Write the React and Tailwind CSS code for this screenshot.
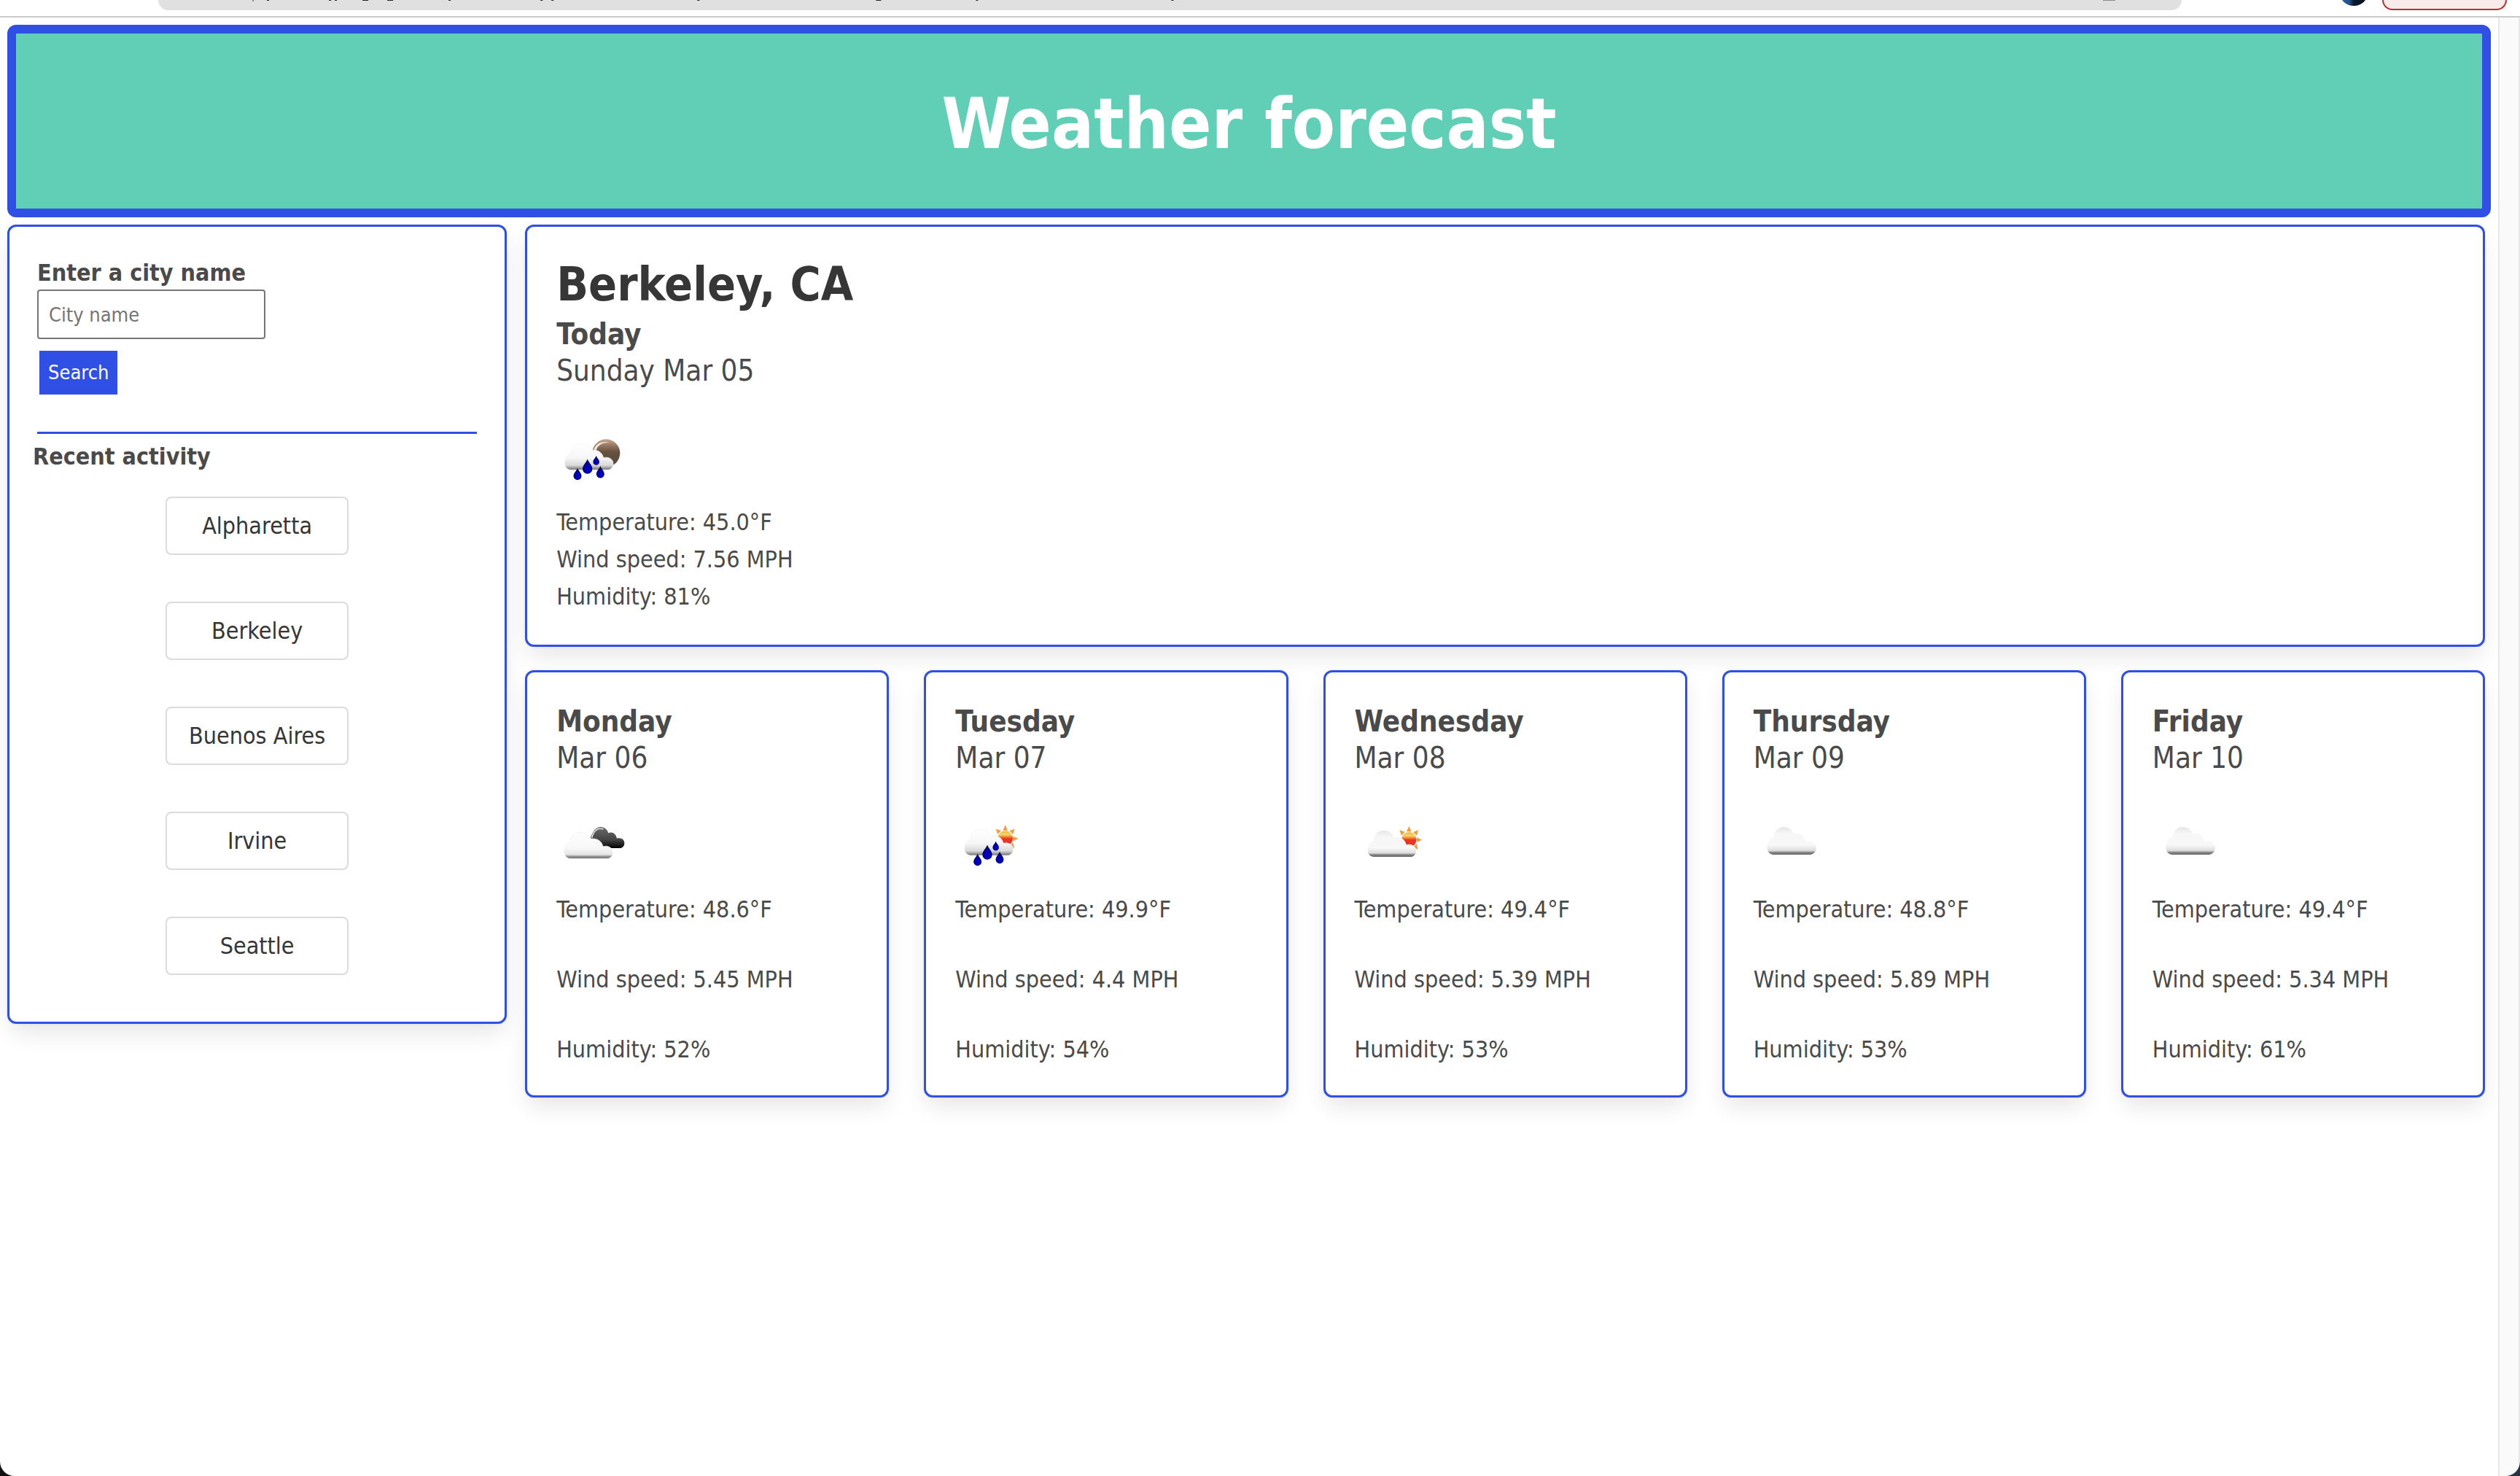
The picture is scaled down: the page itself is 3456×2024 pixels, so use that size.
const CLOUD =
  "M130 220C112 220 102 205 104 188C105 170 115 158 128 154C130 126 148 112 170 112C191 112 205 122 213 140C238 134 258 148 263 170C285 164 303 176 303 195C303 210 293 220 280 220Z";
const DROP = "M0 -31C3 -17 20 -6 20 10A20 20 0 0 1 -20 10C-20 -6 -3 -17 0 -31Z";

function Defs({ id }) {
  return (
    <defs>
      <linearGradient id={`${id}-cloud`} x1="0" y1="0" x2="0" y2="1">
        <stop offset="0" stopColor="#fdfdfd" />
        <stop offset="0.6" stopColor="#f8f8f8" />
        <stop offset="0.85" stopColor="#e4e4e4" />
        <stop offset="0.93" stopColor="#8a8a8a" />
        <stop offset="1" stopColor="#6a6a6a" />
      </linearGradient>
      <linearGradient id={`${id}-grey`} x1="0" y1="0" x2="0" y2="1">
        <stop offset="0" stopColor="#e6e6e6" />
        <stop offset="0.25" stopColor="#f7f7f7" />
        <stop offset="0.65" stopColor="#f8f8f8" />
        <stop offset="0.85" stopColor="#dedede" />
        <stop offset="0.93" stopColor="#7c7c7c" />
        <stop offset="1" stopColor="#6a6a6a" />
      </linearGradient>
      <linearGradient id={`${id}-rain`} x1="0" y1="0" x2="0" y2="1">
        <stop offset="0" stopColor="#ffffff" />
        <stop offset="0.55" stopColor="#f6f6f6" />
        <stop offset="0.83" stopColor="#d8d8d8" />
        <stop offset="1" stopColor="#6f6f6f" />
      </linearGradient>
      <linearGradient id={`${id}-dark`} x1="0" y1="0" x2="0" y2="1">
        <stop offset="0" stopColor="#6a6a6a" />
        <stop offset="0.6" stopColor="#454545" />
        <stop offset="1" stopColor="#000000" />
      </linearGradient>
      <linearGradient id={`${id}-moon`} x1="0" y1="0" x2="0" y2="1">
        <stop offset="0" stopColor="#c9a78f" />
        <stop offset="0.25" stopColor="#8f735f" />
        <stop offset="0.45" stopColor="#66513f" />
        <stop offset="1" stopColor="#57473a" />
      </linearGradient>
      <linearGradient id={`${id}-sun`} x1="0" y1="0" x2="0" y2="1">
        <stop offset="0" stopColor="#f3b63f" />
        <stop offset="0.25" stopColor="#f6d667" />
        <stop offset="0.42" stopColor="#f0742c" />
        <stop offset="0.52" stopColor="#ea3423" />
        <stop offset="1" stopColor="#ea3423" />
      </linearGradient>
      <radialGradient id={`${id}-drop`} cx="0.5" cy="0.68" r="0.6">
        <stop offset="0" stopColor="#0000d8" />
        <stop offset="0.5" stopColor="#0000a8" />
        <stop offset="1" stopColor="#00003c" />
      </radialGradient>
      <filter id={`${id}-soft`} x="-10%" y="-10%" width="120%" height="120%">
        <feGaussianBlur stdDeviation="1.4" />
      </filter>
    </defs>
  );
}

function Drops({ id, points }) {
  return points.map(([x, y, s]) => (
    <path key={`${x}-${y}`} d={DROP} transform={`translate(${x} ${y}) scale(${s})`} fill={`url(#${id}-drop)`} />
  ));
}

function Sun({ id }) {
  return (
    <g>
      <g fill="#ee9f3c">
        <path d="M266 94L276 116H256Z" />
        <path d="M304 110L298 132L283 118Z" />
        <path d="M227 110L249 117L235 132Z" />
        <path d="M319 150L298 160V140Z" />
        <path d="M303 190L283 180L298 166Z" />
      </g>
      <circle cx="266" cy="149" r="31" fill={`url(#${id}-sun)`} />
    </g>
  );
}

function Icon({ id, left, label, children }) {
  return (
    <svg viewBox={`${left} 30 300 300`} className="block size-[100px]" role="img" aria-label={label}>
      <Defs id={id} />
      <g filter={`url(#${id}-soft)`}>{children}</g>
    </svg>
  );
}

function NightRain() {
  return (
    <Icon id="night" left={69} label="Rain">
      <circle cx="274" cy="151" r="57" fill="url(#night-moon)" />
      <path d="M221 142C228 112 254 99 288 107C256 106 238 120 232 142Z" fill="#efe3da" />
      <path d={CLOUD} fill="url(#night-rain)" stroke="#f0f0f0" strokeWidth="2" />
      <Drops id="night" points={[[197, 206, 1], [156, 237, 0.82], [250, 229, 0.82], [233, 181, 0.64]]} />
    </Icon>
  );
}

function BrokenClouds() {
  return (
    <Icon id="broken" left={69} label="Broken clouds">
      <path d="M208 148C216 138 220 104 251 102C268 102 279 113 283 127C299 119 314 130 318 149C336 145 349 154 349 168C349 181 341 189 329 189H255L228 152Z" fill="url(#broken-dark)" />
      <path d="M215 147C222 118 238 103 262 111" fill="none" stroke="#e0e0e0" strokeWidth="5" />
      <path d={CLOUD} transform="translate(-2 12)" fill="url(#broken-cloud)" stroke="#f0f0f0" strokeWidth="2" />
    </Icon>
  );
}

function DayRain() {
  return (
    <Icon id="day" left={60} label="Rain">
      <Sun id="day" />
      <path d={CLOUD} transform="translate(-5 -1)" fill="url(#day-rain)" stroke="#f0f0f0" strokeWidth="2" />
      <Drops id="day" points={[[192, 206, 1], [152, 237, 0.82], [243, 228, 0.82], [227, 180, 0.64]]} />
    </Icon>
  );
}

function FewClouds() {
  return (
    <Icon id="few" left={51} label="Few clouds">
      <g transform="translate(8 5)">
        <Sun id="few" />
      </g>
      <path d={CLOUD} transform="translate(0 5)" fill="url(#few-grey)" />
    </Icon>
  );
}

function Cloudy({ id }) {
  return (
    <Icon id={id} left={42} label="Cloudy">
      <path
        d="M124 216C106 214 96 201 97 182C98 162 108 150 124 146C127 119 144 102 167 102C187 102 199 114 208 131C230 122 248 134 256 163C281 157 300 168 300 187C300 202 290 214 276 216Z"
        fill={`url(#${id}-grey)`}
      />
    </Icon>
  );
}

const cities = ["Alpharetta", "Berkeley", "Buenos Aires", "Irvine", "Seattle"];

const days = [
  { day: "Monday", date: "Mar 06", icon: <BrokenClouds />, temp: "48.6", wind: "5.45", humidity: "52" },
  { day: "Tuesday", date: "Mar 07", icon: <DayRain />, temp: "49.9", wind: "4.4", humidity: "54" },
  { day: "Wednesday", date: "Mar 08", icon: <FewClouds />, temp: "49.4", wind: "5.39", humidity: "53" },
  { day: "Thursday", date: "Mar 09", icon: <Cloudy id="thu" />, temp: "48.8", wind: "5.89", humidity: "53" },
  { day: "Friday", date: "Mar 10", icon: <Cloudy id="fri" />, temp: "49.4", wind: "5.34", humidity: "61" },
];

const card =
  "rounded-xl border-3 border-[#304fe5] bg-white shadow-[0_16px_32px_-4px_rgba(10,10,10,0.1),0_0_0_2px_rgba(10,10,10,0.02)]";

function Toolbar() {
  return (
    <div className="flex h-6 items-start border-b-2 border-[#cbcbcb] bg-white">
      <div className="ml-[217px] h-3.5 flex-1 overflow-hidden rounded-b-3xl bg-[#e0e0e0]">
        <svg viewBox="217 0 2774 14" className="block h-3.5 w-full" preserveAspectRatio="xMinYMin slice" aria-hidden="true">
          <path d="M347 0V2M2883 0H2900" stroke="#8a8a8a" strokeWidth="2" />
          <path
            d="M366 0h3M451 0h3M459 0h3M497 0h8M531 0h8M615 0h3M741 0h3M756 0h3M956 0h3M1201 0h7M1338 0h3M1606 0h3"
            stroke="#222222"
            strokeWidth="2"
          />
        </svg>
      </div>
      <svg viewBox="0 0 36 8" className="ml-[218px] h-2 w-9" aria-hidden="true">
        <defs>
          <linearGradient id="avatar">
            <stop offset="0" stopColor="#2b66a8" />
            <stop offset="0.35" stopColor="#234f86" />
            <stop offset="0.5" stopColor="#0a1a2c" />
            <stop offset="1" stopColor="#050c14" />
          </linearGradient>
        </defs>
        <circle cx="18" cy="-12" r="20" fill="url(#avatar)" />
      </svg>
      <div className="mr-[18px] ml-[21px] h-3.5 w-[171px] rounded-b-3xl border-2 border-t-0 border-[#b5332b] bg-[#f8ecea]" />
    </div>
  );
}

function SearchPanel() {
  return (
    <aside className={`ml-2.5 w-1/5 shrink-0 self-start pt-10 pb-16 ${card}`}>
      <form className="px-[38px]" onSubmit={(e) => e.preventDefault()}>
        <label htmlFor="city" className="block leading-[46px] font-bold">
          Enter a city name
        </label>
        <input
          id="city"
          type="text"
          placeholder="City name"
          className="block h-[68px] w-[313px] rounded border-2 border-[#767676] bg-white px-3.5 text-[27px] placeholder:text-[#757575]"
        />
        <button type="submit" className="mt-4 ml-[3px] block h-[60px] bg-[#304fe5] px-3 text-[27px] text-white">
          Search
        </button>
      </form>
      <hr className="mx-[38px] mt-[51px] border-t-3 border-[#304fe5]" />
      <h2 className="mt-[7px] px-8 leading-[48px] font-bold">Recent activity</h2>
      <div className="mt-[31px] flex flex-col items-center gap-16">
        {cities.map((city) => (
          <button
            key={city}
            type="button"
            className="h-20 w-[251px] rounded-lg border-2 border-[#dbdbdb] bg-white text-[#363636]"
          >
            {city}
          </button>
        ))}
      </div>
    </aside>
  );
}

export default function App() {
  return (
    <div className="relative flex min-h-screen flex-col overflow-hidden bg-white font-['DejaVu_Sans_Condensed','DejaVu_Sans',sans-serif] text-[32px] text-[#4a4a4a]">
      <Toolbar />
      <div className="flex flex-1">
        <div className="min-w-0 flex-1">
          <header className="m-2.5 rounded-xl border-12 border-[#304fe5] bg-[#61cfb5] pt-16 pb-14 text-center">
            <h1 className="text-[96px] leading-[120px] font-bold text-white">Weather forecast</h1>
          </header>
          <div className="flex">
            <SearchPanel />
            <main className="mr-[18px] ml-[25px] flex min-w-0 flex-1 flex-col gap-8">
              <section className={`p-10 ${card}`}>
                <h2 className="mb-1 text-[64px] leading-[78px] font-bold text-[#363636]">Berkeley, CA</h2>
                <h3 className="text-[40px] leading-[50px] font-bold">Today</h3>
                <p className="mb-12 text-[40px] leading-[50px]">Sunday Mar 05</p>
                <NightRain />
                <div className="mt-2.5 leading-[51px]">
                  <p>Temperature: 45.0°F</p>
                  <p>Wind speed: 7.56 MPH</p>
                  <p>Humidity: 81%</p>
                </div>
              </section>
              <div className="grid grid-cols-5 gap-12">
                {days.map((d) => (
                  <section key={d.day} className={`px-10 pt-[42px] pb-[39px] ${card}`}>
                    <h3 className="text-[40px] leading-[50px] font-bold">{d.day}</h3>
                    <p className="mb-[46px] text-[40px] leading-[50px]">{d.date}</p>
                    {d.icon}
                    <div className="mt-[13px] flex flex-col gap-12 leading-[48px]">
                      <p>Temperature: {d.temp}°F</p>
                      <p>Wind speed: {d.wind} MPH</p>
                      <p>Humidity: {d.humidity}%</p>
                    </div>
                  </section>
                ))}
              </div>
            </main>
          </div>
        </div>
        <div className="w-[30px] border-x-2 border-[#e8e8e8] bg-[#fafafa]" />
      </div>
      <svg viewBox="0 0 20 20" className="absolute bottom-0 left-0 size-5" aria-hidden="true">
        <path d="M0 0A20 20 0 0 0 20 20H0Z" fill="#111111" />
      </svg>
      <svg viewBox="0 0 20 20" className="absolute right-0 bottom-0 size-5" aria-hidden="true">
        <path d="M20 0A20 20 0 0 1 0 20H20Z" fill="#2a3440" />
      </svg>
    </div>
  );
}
#####
-- What this task involves --
Go from the first line of the listing to the line holding "-31C3 -17 20" and, please, transcribe those lines exactly, both included, with no pictures.

-- Correct response --
Write the React and Tailwind CSS code for this screenshot.
The picture is scaled down: the page itself is 3456×2024 pixels, so use that size.
const CLOUD =
  "M130 220C112 220 102 205 104 188C105 170 115 158 128 154C130 126 148 112 170 112C191 112 205 122 213 140C238 134 258 148 263 170C285 164 303 176 303 195C303 210 293 220 280 220Z";
const DROP = "M0 -31C3 -17 20 -6 20 10A20 20 0 0 1 -20 10C-20 -6 -3 -17 0 -31Z";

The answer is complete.